| What is expected |
Compute the number of lines that include the string "React", then output that number and nothing else.

| Raw data |

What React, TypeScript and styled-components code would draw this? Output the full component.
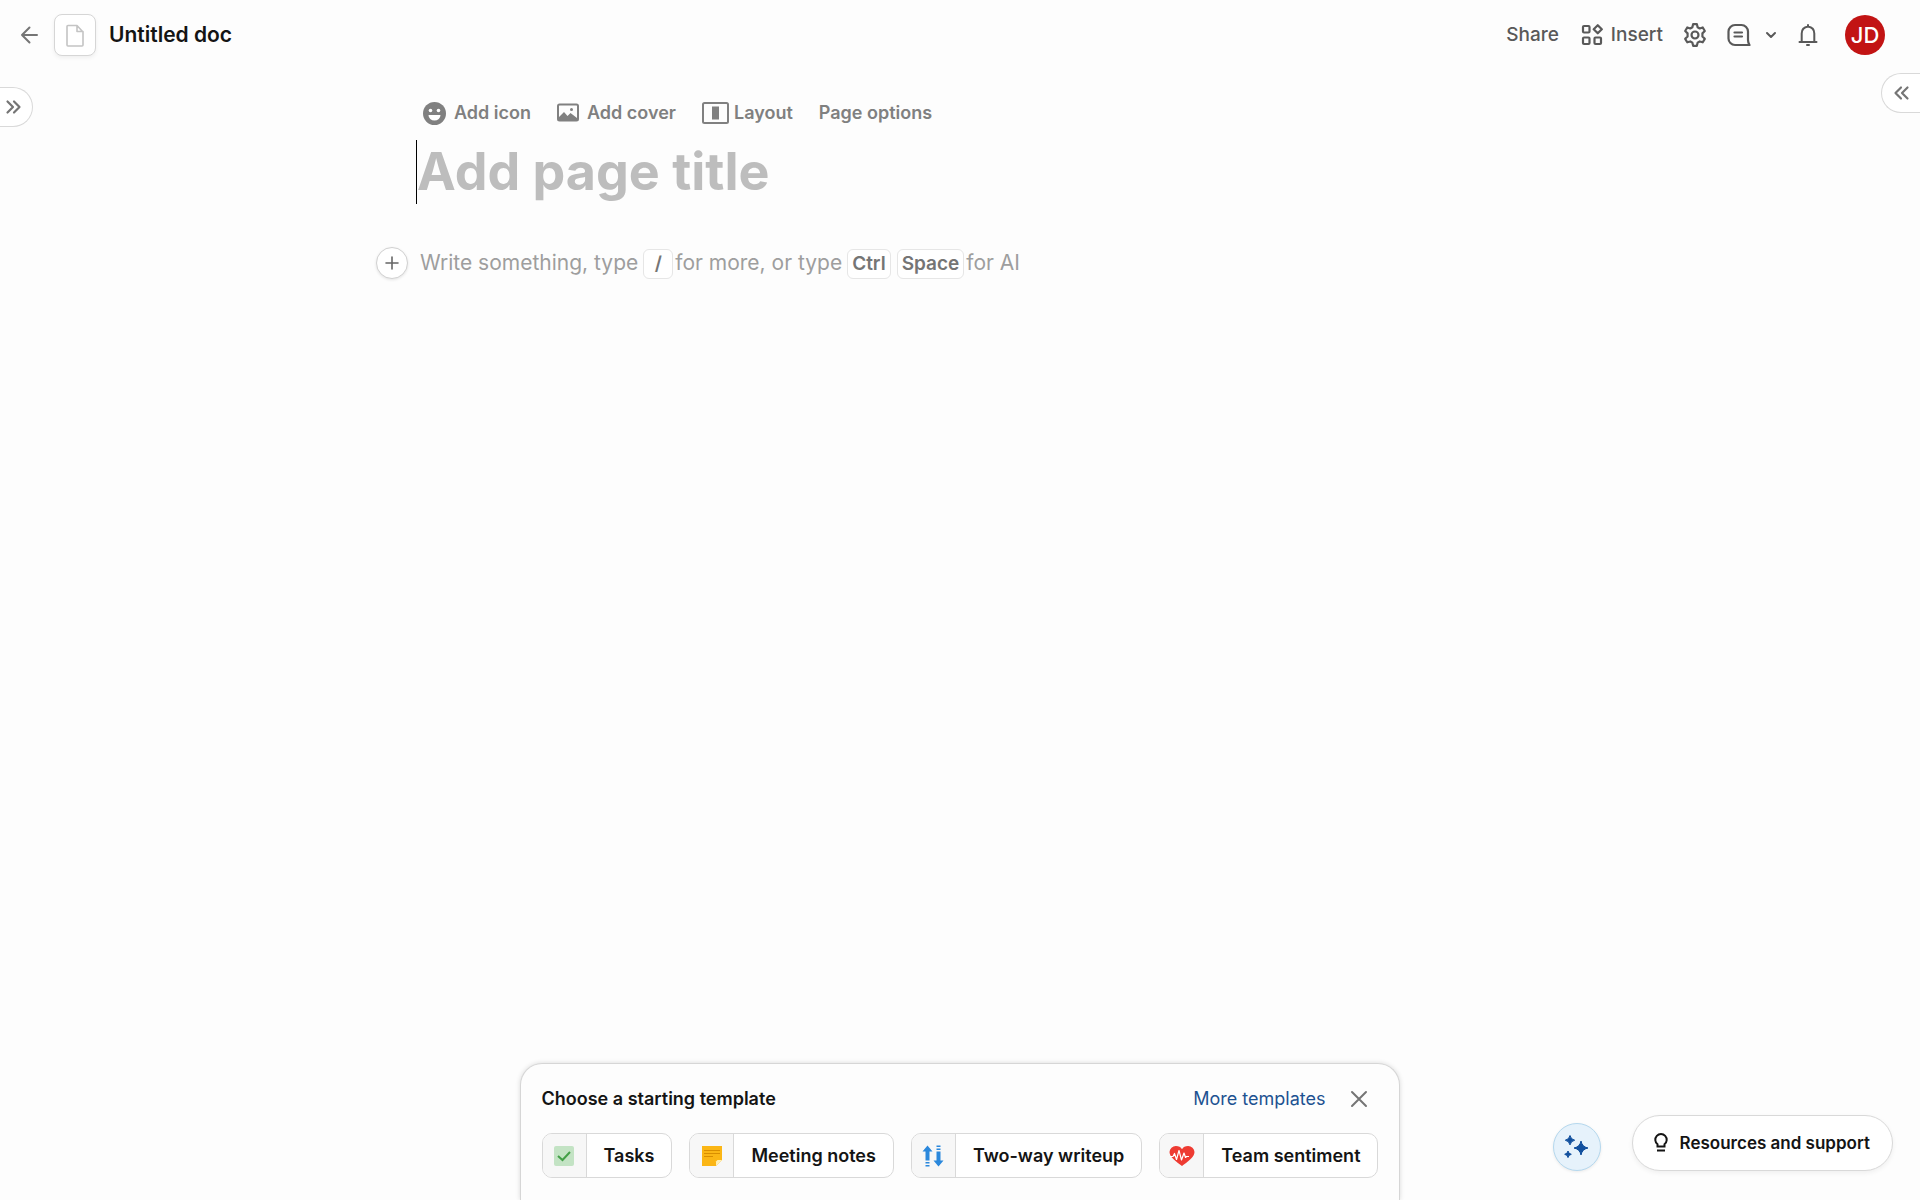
import React, { useState } from "react";
import styled, { createGlobalStyle } from "styled-components";

const GlobalStyle = createGlobalStyle`
  *, *::before, *::after { box-sizing: border-box; }
  body {
    margin: 0;
    background: #fdfdfd;
    color: #141414;
    font-family: Inter, "Liberation Sans", sans-serif;
  }
  button, input { font: inherit; color: inherit; }
`;

const Page = styled.div`
  display: flex;
  flex-direction: column;
  min-height: 100vh;
`;

const Header = styled.header`
  display: flex;
  align-items: center;
  justify-content: space-between;
  height: 70px;
  padding: 0 35px 0 16px;
`;

const HeaderGroup = styled.div<{ $gap: number }>`
  display: flex;
  align-items: center;
  gap: ${(p) => p.$gap}px;
`;

const PlainButton = styled.button`
  display: inline-flex;
  align-items: center;
  gap: 8px;
  padding: 0;
  border: 0;
  background: none;
  cursor: pointer;
`;

const ActionButton = styled(PlainButton)`
  color: #595959;
  font-size: 19px;
  line-height: 24px;
  font-weight: 500;
`;

const BackButton = styled(PlainButton)`
  color: #757575;
  margin-right: 10px;
`;

const DocIcon = styled(PlainButton)`
  justify-content: center;
  width: 42px;
  height: 42px;
  border: 1px solid #d6d6d6;
  border-radius: 8px;
  background: #fff;
  color: #c4c4c4;
  box-shadow: 0 2px 4px rgba(0, 0, 0, 0.06);
`;

const DocName = styled.h1`
  margin: 0 0 0 13px;
  font-size: 21px;
  line-height: 28px;
  font-weight: 600;
`;

const Avatar = styled(PlainButton)`
  justify-content: center;
  width: 40px;
  height: 40px;
  margin-left: 6px;
  border-radius: 50%;
  background: #c21414;
  color: #fff;
  font-size: 22px;
  font-weight: 500;
`;

const Main = styled.main`
  flex: 1;
  display: flex;
  justify-content: space-between;
  align-items: flex-start;
`;

const SideTab = styled.button<{ $side: "left" | "right" }>`
  display: flex;
  align-items: center;
  flex: none;
  height: 40px;
  width: ${(p) => (p.$side === "left" ? 33 : 39)}px;
  margin-top: ${(p) => (p.$side === "left" ? 17 : 3)}px;
  padding: 0 0 0 ${(p) => (p.$side === "left" ? 5 : 11)}px;
  border: 1px solid #d9d9d9;
  border-width: ${(p) => (p.$side === "left" ? "1px 1px 1px 0" : "1px 0 1px 1px")};
  border-radius: ${(p) => (p.$side === "left" ? "0 20px 20px 0" : "20px 0 0 20px")};
  background: #fff;
  color: #757575;
  cursor: pointer;
`;

const Doc = styled.article`
  flex: 0 1 1162px;
  padding-top: 29px;
`;

const DocTools = styled.div`
  display: flex;
  align-items: center;
  gap: 26px;
  height: 28px;
  padding-left: 47px;
`;

const DocTool = styled(PlainButton)<{ $gap?: number }>`
  gap: ${(p) => p.$gap ?? 8}px;
  color: #808080;
  font-size: 18px;
  line-height: 24px;
  font-weight: 600;
`;

const TitleInput = styled.input`
  display: block;
  width: calc(100% - 40px);
  height: 64px;
  margin: 13px 0 0 40px;
  padding: 0 0 2px;
  border: 0;
  border-left: 1px solid #000;
  outline: 0;
  background: none;
  font-size: 52px;
  font-weight: 700;
  &::placeholder { color: #bdbdbd; opacity: 1; }
`;

const BodyLine = styled.div`
  display: flex;
  align-items: center;
  height: 34px;
  margin-top: 42px;
`;

const AddButton = styled(PlainButton)`
  justify-content: center;
  width: 32px;
  height: 32px;
  margin-right: 12px;
  border: 1px solid #d1d1d1;
  border-radius: 50%;
  background: #fff;
  color: #666;
  box-shadow: 0 1px 3px rgba(0, 0, 0, 0.1);
`;

const Hint = styled.p`
  display: flex;
  align-items: center;
  margin: 0;
  color: #9e9e9e;
  font-size: 21px;
  line-height: 28px;
`;

const Keys = styled.span`
  display: flex;
  gap: 6px;
  margin: 2px 2px 0 5px;
`;

const Key = styled.kbd`
  display: inline-flex;
  align-items: center;
  justify-content: center;
  min-width: 30px;
  height: 30px;
  padding: 0 4px;
  border: 1px solid #e6e6e6;
  border-radius: 6px;
  background: #fff;
  color: #757575;
  font-family: inherit;
  font-size: 19px;
  font-weight: 600;
`;

const Footer = styled.footer`
  display: grid;
  grid-template-columns: 1fr auto 1fr;
  align-items: end;
`;

const TemplatePanel = styled.section`
  grid-column: 2;
  padding: 19px 21px 22px;
  border: 1px solid #d6d6d6;
  border-bottom: 0;
  border-radius: 22px 22px 0 0;
  background: #fdfdfd;
  box-shadow: 0 0 5px rgba(0, 0, 0, 0.14);
`;

const PanelHead = styled.div`
  display: flex;
  align-items: center;
  gap: 25px;
  height: 32px;
  margin-bottom: 18px;
  padding-right: 10px;
`;

const PanelTitle = styled.h2`
  flex: 1;
  margin: 0;
  font-size: 18px;
  line-height: 24px;
  font-weight: 600;
`;

const MoreLink = styled.a`
  color: #1d5291;
  font-size: 18px;
  line-height: 24px;
  text-decoration: none;
`;

const CloseButton = styled(PlainButton)`
  color: #757575;
`;

const TemplateList = styled.div`
  display: flex;
  gap: 17px;
`;

const Template = styled.button`
  display: flex;
  align-items: center;
  height: 45px;
  padding: 0;
  overflow: hidden;
  border: 1px solid #d9d9d9;
  border-radius: 10px;
  background: #fff;
  font-size: 18px;
  font-weight: 600;
  cursor: pointer;
`;

const TemplateIcon = styled.span`
  display: flex;
  align-items: center;
  justify-content: center;
  width: 44px;
  height: 100%;
  border-right: 1px solid #d9d9d9;
  background: #f7f7f7;
`;

const TemplateName = styled.span`
  padding: 0 17px;
`;

const Floating = styled.div`
  display: flex;
  align-items: flex-end;
  justify-content: flex-end;
  gap: 31px;
  padding: 0 27px 29px 0;
`;

const AiButton = styled(PlainButton)`
  justify-content: center;
  width: 48px;
  height: 48px;
  border: 1px solid #b5d8ee;
  border-radius: 50%;
  background: #e6f2fb;
  box-shadow: 0 1px 3px rgba(0, 0, 0, 0.08);
`;

const SupportButton = styled(PlainButton)`
  gap: 9px;
  height: 56px;
  padding: 0 22px 0 18px;
  border: 1px solid #d9d9d9;
  border-radius: 28px;
  background: #fff;
  font-size: 17px;
  font-weight: 600;
  box-shadow: 0 2px 5px rgba(0, 0, 0, 0.06);
`;

type StrokeProps = { w: number; h: number; sw?: number; round?: boolean; children: React.ReactNode };
const Stroke = ({ w, h, sw = 2, round = true, children }: StrokeProps) => (
  <svg width={w} height={h} viewBox={`0 0 ${w} ${h}`} fill="none" stroke="currentColor" strokeWidth={sw}
    strokeLinecap={round ? "round" : "butt"} strokeLinejoin={round ? "round" : "miter"} aria-hidden="true">
    {children}
  </svg>
);

const BackIcon = () => (
  <Stroke w={28} h={24}><path d="M21 12H6M13.5 4.5L6 12l7.500 7.500" /></Stroke>
);
const FileIcon = () => (
  <Stroke w={20} h={24} sw={1.6}><path d="M2 3.500a1 1 0 0 1 1-1h9l6 6.500v13a1 1 0 0 1-1 1H3a1 1 0 0 1-1-1zM12 2.500v6h6" /></Stroke>
);
const ChevronsRight = () => (
  <Stroke w={18} h={16} sw={2.2}><path d="M2.500 2.500L8 8l-5.500 5.500M9 2.500L14.500 8 9 13.500" /></Stroke>
);
const ChevronsLeft = () => (
  <Stroke w={18} h={16} sw={2.2}><path d="M8 2.500L2.500 8 8 13.500M14.500 2.500L9 8l5.500 5.500" /></Stroke>
);
const BlocksIcon = () => (
  <Stroke w={22} h={22} sw={2.2}>
    <rect x="2" y="2" width="6.500" height="6.500" rx="1" />
    <rect x="2" y="13.500" width="6.500" height="6.500" rx="1" />
    <rect x="13.500" y="13.500" width="6.500" height="6.500" rx="1" />
    <path d="M16.750 1.200L20.800 5.250 16.750 9.300 12.700 5.250z" />
  </Stroke>
);
const GearIcon = () => (
  <svg width="24" height="24" viewBox="1 1 22 22" fill="none" stroke="currentColor" strokeWidth="2" strokeLinejoin="round" aria-hidden="true">
    <path d="M10.300 2h3.400l.7 2.900 1.900 1.100 2.800-.9 1.900 3.300-2.200 2.100v2.800l2.200 2.200-1.900 3.200-2.800-.8-1.900 1.100-.7 2.900h-3.400l-.7-2.900-1.900-1.100-2.800.8L3 15.500l2.200-2.200v-2.800L3 8.400l1.900-3.300 2.800.9 1.900-1.100z" />
    <circle cx="12" cy="12" r="3.200" />
  </svg>
);
const CommentIcon = () => (
  <Stroke w={24} h={24} sw={2.2}>
    <path d="M8 2h6.500A6.500 6.500 0 0 1 21 8.500V17c0 2 .5 3.500 1.500 5H8A6.500 6.500 0 0 1 1.500 15.500v-7A6.500 6.500 0 0 1 8 2zM7.500 9.500h7.500M7.500 13.500h7.500" />
  </Stroke>
);
const ChevronDown = () => (
  <Stroke w={12} h={10}><path d="M2 3l4 4 4-4" /></Stroke>
);
const BellIcon = () => (
  <Stroke w={22} h={24}>
    <path d="M2.500 19h17M4.700 19v-8.500C4.700 6.500 7.500 4 11 3.500c3.500.5 6.300 3 6.300 7V19M11 2v1.500M10 22h2" />
  </Stroke>
);
const SmileIcon = () => (
  <svg width="23" height="23" viewBox="0 0 23 23" aria-hidden="true">
    <circle cx="11.500" cy="11.500" r="11.500" fill="#808080" />
    <circle cx="7.500" cy="8.500" r="1.800" fill="#fff" />
    <circle cx="15.500" cy="8.500" r="1.800" fill="#fff" />
    <path d="M5.500 13h12a6 5.500 0 0 1-12 0z" fill="#fff" />
  </svg>
);
const ImageIcon = () => (
  <svg width="22" height="20" viewBox="0 0 22 20" fill="none" aria-hidden="true">
    <rect x="1" y="1.500" width="20" height="16" rx="1.500" stroke="#808080" strokeWidth="2" />
    <path d="M2 14L7 9l3.500 4 3-3 6.500 5v2.500H2z" fill="#808080" />
    <circle cx="14.500" cy="6.500" r="1.500" fill="#808080" />
  </svg>
);
const LayoutIcon = () => (
  <svg width="27" height="23" viewBox="0 0 27 23" fill="none" aria-hidden="true">
    <rect x="1" y="1" width="25" height="20" rx="1.500" stroke="#808080" strokeWidth="2" />
    <rect x="10" y="4.500" width="7" height="13" fill="#808080" />
  </svg>
);
const PlusIcon = () => (
  <Stroke w={16} h={16} sw={1.600}><path d="M8 2v12M2 8h12" /></Stroke>
);
const CloseIcon = () => (
  <Stroke w={18} h={18}><path d="M2 2l14 14M16 2L2 16" /></Stroke>
);
const BulbIcon = () => (
  <Stroke w={20} h={22} round={false}>
    <path d="M6.500 14.500v-2.200A5.700 5.700 0 1 1 13.500 12.300v2.200zM6 18.500h8" />
  </Stroke>
);
const SparkleIcon = () => (
  <svg width="26" height="26" viewBox="0 0 26 26" fill="#12509e" stroke="#12509e" strokeLinejoin="round" aria-hidden="true">
    <path d="M17 7q1.200 5.800 7 7-5.800 1.200-7 7-1.200-5.800-7-7 5.800-1.200 7-7z" />
    <path d="M6 1.500q.8 3.900 4.700 4.700Q6.800 7 6 10.900 5.200 7 1.300 6.200 5.200 5.400 6 1.500z" />
    <path d="M4 17q.5 2.800 3.300 3.300Q4.500 20.800 4 23.600q-.5-2.800-3.300-3.300Q3.500 19.800 4 17z" />
  </svg>
);

const TasksIcon = () => (
  <svg width="20" height="20" viewBox="0 0 20 20" fill="none" aria-hidden="true">
    <rect width="20" height="20" rx="2" fill="#c3e3c4" />
    <path d="M4 10l4.500 4L16 6" stroke="#43a047" strokeWidth="2" />
  </svg>
);
const NotesIcon = () => (
  <svg width="20" height="20" viewBox="0 0 20 20" fill="none" aria-hidden="true">
    <path d="M0 0h20v14l-6 6H0z" fill="#fbb615" />
    <path d="M20 14l-6 6v-4.500l1.500-1.500z" fill="#fff0b8" />
    <path d="M2 4.500h16M2 7.500h16M2 10.500h9" stroke="#d98e00" strokeWidth="1" />
  </svg>
);
const ArrowsIcon = () => (
  <svg width="22" height="22" viewBox="0 0 22 22" fill="#2b88dc" aria-hidden="true">
    <path d="M5.500.500l5 6H7.500v9h-4v-9h-3zM3.500 17h4v1.500h-4zM3.500 20h4v1.500h-4z" />
    <path d="M16.500 21.500l-5-6h3v-9h4v9h3zM14.500 3.500h4V5h-4zM14.500.500h4V2h-4z" />
  </svg>
);
const HeartIcon = () => (
  <svg width="26" height="22" viewBox="0 0 26 22" fill="none" aria-hidden="true">
    <path d="M13 21C8 17 .500 12.500.500 7A6.300 6.300 0 0 1 7 1c2.700 0 4.800 1 6 3.200C14.200 2 16.300 1 19 1a6.300 6.300 0 0 1 6.500 6c0 5.500-7.500 10-12.500 14z" fill="#ee3b32" />
    <path d="M1 11.500h3l1.500-3 2 6 2.500-9 2.500 9.500L15 8l1.500 4.500 1-1H20" stroke="#fff" strokeWidth="1.200" strokeLinejoin="round" />
  </svg>
);

const templates = [
  { name: "Tasks", icon: <TasksIcon /> },
  { name: "Meeting notes", icon: <NotesIcon /> },
  { name: "Two-way writeup", icon: <ArrowsIcon /> },
  { name: "Team sentiment", icon: <HeartIcon /> },
];

export default function App() {
  const [title, setTitle] = useState("");
  return (
    <Page>
      <GlobalStyle />
      <Header>
        <HeaderGroup $gap={0}>
          <BackButton aria-label="Back"><BackIcon /></BackButton>
          <DocIcon aria-label="Document icon"><FileIcon /></DocIcon>
          <DocName>Untitled doc</DocName>
        </HeaderGroup>
        <HeaderGroup $gap={20}>
          <HeaderGroup $gap={22}>
            <ActionButton>Share</ActionButton>
            <ActionButton><BlocksIcon />Insert</ActionButton>
          </HeaderGroup>
          <ActionButton aria-label="Settings"><GearIcon /></ActionButton>
          <HeaderGroup $gap={14}>
            <ActionButton aria-label="Comments"><CommentIcon /></ActionButton>
            <ActionButton aria-label="Comment options"><ChevronDown /></ActionButton>
          </HeaderGroup>
          <ActionButton aria-label="Notifications"><BellIcon /></ActionButton>
          <Avatar aria-label="Account">JD</Avatar>
        </HeaderGroup>
      </Header>

      <Main>
        <SideTab $side="left" aria-label="Show pages"><ChevronsRight /></SideTab>
        <Doc>
          <DocTools>
            <DocTool><SmileIcon />Add icon</DocTool>
            <DocTool><ImageIcon />Add cover</DocTool>
            <DocTool $gap={5}><LayoutIcon />Layout</DocTool>
            <DocTool>Page options</DocTool>
          </DocTools>
          <TitleInput aria-label="Page title" placeholder="Add page title" value={title}
            onChange={(e) => setTitle(e.target.value)} />
          <BodyLine>
            <AddButton aria-label="Add block"><PlusIcon /></AddButton>
            <Hint>
              <span>Write something, type</span>
              <Keys><Key>/</Key></Keys>
              <span>for more, or type</span>
              <Keys><Key>Ctrl</Key><Key>Space</Key></Keys>
              <span>for AI</span>
            </Hint>
          </BodyLine>
        </Doc>
        <SideTab $side="right" aria-label="Show side panel"><ChevronsLeft /></SideTab>
      </Main>

      <Footer>
        <TemplatePanel>
          <PanelHead>
            <PanelTitle>Choose a starting template</PanelTitle>
            <MoreLink href="#templates">More templates</MoreLink>
            <CloseButton aria-label="Close"><CloseIcon /></CloseButton>
          </PanelHead>
          <TemplateList>
            {templates.map((t) => (
              <Template key={t.name}>
                <TemplateIcon>{t.icon}</TemplateIcon>
                <TemplateName>{t.name}</TemplateName>
              </Template>
            ))}
          </TemplateList>
        </TemplatePanel>
        <Floating>
          <AiButton aria-label="AI assistant"><SparkleIcon /></AiButton>
          <SupportButton><BulbIcon />Resources and support</SupportButton>
        </Floating>
      </Footer>
    </Page>
  );
}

| Answer for this exercise |
3